WHAT IS NEEDED: Locate the lines where "this" occurs and copy them as they stand.

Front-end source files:

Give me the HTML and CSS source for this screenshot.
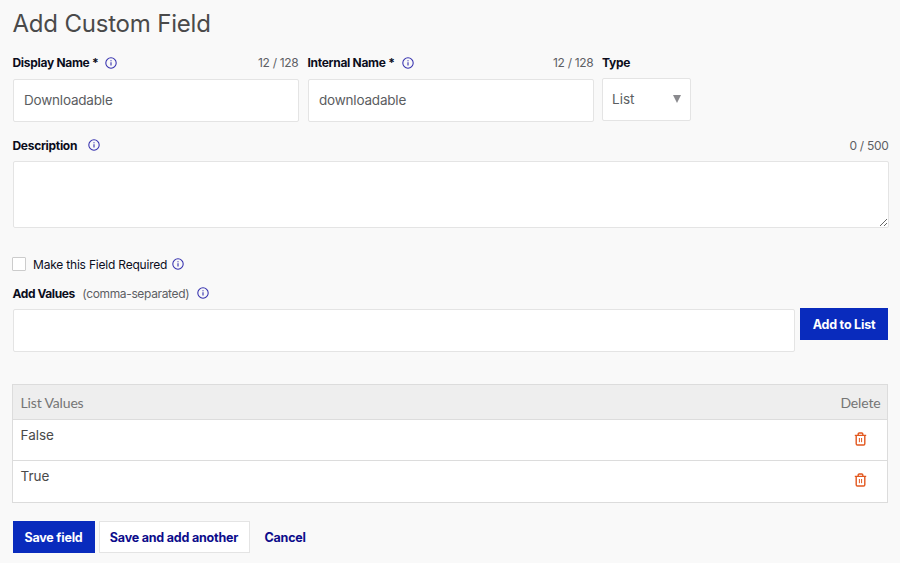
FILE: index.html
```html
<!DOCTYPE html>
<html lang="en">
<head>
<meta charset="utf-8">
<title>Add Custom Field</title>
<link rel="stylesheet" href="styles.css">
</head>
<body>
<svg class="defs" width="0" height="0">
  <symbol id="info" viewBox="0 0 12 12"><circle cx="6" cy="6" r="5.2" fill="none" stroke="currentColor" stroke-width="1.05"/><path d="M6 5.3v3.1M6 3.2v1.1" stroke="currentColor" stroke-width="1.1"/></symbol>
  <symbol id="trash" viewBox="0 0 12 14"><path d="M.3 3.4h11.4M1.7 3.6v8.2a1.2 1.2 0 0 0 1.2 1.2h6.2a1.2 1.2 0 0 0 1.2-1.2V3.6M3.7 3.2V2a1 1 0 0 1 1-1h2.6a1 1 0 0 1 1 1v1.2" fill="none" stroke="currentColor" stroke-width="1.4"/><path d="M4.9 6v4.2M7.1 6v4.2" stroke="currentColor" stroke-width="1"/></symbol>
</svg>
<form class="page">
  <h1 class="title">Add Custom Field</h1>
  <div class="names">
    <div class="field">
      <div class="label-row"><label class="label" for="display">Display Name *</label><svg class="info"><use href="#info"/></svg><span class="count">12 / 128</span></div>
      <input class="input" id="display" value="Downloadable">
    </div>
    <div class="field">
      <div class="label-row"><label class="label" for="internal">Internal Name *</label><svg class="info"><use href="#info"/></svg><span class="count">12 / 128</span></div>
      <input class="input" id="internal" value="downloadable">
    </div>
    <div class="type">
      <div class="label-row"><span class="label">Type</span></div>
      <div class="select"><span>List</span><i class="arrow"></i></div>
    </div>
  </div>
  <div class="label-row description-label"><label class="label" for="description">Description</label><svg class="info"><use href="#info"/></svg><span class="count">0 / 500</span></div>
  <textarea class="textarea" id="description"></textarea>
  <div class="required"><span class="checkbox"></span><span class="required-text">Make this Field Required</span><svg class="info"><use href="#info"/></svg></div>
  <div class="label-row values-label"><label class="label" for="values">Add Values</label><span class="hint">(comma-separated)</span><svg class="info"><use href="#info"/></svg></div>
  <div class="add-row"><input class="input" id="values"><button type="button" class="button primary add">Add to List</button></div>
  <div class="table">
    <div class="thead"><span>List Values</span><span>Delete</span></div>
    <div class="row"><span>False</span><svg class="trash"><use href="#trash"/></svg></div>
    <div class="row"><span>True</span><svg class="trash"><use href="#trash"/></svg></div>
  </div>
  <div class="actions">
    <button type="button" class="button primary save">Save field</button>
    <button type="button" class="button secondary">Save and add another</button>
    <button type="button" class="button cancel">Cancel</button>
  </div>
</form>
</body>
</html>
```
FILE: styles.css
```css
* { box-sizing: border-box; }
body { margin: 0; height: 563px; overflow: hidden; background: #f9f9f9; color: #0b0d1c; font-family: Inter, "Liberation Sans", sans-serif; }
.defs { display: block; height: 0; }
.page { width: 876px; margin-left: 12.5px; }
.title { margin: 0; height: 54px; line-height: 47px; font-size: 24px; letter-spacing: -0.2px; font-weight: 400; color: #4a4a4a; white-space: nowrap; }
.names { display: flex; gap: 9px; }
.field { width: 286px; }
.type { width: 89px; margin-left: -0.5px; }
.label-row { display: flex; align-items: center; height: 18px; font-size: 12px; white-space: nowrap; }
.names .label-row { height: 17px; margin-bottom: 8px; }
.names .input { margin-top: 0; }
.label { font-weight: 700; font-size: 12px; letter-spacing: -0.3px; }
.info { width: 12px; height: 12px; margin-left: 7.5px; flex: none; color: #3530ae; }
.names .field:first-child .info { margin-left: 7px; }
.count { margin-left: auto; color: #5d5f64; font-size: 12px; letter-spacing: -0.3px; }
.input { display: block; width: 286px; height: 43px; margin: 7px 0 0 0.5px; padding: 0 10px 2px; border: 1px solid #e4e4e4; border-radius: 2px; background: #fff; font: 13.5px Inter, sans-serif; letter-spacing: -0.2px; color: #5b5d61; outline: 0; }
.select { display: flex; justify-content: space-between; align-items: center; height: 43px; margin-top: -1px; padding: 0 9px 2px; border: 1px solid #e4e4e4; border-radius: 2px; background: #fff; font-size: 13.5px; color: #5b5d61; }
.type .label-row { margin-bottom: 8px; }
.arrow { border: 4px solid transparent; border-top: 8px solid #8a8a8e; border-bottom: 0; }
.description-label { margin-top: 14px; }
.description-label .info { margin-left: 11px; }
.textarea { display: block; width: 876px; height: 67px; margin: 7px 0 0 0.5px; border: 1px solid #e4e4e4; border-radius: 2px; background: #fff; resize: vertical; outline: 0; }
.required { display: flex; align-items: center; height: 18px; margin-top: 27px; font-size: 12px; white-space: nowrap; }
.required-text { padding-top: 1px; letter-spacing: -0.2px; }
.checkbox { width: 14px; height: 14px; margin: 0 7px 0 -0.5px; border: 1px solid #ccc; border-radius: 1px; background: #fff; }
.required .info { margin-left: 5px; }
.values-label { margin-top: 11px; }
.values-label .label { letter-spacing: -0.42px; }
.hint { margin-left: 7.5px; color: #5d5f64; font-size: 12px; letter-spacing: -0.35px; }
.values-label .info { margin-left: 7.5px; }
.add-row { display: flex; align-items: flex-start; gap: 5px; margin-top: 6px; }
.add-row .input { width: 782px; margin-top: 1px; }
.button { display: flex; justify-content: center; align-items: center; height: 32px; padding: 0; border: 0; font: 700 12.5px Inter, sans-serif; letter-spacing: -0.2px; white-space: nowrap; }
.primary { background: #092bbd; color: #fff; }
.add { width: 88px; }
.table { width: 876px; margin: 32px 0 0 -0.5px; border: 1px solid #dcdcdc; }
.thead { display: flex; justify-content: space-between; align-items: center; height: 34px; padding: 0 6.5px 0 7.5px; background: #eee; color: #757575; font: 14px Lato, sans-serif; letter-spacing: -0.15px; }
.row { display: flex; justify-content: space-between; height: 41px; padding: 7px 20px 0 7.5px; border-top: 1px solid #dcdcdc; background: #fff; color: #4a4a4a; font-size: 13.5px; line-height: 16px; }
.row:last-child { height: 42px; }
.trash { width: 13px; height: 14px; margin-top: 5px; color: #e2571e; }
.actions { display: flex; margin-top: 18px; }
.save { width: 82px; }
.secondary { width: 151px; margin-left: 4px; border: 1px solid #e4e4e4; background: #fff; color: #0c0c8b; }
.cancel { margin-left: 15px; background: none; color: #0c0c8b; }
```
...
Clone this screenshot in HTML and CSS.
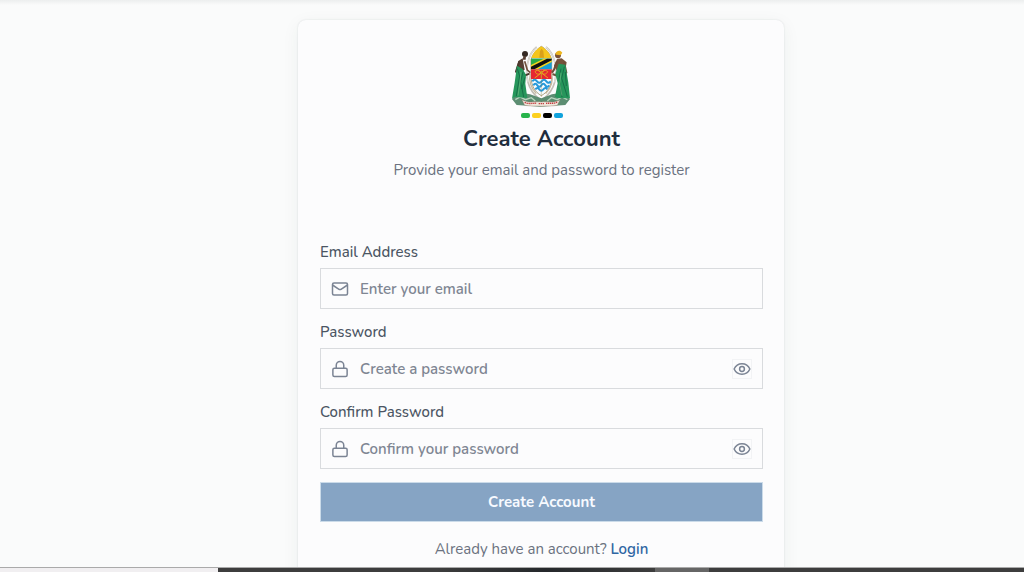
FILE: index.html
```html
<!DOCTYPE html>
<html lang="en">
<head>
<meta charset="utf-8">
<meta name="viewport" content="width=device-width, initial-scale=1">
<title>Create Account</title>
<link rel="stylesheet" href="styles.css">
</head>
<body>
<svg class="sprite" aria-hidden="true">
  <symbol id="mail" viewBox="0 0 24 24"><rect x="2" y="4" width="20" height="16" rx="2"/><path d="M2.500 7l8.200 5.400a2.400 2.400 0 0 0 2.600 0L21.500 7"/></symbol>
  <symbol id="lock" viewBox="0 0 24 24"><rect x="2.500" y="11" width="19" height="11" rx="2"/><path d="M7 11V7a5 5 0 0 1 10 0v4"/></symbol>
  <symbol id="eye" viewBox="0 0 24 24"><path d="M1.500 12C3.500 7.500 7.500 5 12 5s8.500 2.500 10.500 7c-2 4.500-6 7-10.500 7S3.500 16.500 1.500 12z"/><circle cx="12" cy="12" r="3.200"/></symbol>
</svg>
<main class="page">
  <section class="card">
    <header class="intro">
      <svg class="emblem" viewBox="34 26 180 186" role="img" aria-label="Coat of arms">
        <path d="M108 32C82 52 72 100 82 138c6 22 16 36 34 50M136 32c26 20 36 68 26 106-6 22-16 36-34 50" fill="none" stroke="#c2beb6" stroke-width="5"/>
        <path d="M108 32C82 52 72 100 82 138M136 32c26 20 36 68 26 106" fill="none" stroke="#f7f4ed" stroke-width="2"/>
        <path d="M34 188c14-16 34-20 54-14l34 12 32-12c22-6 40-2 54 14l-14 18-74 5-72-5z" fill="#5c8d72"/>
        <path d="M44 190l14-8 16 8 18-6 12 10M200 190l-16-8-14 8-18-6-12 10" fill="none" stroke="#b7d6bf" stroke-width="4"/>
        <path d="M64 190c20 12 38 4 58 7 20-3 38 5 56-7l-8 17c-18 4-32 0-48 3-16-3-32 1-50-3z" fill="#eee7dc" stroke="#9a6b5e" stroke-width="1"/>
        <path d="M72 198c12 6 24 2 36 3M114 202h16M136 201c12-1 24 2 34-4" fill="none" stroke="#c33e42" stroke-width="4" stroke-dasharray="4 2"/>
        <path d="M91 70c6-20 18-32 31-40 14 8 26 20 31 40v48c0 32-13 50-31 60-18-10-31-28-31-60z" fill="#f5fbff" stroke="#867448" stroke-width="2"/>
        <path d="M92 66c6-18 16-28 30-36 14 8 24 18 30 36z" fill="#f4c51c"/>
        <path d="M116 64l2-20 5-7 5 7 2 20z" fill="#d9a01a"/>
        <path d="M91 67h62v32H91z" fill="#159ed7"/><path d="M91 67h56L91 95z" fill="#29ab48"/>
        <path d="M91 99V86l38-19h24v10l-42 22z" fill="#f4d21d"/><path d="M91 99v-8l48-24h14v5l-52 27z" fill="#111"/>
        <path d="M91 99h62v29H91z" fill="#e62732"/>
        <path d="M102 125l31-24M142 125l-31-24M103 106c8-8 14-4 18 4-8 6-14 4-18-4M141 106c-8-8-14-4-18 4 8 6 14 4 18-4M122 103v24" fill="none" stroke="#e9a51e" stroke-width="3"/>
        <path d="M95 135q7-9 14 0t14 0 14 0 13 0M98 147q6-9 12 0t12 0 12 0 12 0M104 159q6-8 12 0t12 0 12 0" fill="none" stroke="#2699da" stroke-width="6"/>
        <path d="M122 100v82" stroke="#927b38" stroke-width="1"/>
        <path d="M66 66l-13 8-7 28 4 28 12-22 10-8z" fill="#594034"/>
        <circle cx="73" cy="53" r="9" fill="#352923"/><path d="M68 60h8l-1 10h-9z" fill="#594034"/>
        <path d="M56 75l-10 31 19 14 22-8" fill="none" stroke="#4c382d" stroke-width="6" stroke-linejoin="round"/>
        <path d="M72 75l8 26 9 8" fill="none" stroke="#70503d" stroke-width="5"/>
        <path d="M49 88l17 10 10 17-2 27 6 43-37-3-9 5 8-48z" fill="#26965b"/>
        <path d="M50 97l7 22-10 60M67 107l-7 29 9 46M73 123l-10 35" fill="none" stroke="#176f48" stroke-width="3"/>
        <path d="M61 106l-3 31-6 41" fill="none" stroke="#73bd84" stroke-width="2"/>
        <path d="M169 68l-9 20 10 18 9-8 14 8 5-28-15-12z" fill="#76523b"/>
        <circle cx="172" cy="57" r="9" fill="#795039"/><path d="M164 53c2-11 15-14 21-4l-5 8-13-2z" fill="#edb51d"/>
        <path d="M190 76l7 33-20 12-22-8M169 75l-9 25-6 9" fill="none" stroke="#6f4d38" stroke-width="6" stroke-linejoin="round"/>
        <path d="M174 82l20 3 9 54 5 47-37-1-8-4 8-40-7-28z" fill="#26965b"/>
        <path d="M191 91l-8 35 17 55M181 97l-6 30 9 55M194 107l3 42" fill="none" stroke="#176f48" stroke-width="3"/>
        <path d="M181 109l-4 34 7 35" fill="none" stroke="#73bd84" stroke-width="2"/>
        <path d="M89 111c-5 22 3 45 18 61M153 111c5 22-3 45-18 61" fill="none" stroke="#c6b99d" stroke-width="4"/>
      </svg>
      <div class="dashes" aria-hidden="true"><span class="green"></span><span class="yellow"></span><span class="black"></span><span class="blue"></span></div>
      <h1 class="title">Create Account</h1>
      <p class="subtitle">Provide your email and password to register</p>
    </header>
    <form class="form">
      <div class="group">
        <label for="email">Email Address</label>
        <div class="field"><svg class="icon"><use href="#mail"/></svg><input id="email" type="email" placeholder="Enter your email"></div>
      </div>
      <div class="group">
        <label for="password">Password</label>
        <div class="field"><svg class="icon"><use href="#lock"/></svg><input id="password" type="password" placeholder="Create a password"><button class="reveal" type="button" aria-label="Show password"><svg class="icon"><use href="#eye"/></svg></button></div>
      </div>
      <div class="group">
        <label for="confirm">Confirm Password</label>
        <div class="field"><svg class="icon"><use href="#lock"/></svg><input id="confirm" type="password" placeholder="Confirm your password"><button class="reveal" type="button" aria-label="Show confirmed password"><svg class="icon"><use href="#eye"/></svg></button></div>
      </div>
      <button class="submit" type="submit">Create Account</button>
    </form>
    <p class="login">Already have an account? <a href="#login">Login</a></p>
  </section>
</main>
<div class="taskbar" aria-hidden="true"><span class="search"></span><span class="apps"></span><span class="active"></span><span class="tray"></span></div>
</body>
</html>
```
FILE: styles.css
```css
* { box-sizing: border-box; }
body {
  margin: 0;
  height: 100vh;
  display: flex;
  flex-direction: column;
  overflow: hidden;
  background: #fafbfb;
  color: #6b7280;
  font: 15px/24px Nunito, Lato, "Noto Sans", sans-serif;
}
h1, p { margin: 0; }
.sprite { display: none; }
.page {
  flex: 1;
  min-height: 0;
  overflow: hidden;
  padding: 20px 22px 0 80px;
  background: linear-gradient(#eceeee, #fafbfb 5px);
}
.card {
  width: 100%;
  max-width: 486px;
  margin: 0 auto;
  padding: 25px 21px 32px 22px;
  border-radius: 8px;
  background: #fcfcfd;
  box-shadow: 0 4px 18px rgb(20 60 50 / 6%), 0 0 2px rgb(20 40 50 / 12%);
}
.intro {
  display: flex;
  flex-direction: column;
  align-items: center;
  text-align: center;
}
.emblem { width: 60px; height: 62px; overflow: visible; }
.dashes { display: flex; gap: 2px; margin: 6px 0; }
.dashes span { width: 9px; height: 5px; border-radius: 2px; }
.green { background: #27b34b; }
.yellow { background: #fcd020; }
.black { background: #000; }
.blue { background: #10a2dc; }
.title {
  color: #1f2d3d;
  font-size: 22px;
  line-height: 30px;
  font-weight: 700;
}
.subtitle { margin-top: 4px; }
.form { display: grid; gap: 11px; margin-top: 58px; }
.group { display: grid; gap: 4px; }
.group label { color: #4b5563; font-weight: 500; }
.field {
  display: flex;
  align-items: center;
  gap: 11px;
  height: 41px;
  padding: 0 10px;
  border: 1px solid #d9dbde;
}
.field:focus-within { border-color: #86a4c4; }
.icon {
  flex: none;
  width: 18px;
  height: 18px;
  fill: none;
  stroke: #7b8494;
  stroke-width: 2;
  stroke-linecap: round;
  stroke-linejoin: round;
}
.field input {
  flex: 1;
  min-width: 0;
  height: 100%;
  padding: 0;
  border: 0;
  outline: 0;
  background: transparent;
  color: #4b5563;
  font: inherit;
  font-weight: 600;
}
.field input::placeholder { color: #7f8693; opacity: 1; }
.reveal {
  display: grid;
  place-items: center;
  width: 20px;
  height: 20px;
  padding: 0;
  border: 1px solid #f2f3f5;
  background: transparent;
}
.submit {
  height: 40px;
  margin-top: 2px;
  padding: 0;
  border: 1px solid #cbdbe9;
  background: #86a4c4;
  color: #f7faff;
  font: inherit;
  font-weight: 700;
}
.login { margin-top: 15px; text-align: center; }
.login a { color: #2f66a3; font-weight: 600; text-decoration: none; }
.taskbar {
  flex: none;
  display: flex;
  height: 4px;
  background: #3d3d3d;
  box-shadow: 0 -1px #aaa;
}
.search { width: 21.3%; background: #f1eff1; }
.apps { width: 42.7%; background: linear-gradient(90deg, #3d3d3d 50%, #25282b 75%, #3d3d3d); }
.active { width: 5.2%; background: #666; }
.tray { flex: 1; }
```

REPLY:
Give me the HTML and CSS source for this screenshot.
  <div class="required"><span class="checkbox"></span><span class="required-text">Make this Field Required</span><svg class="info"><use href="#info"/></svg></div>
Clone this screenshot in HTML and CSS.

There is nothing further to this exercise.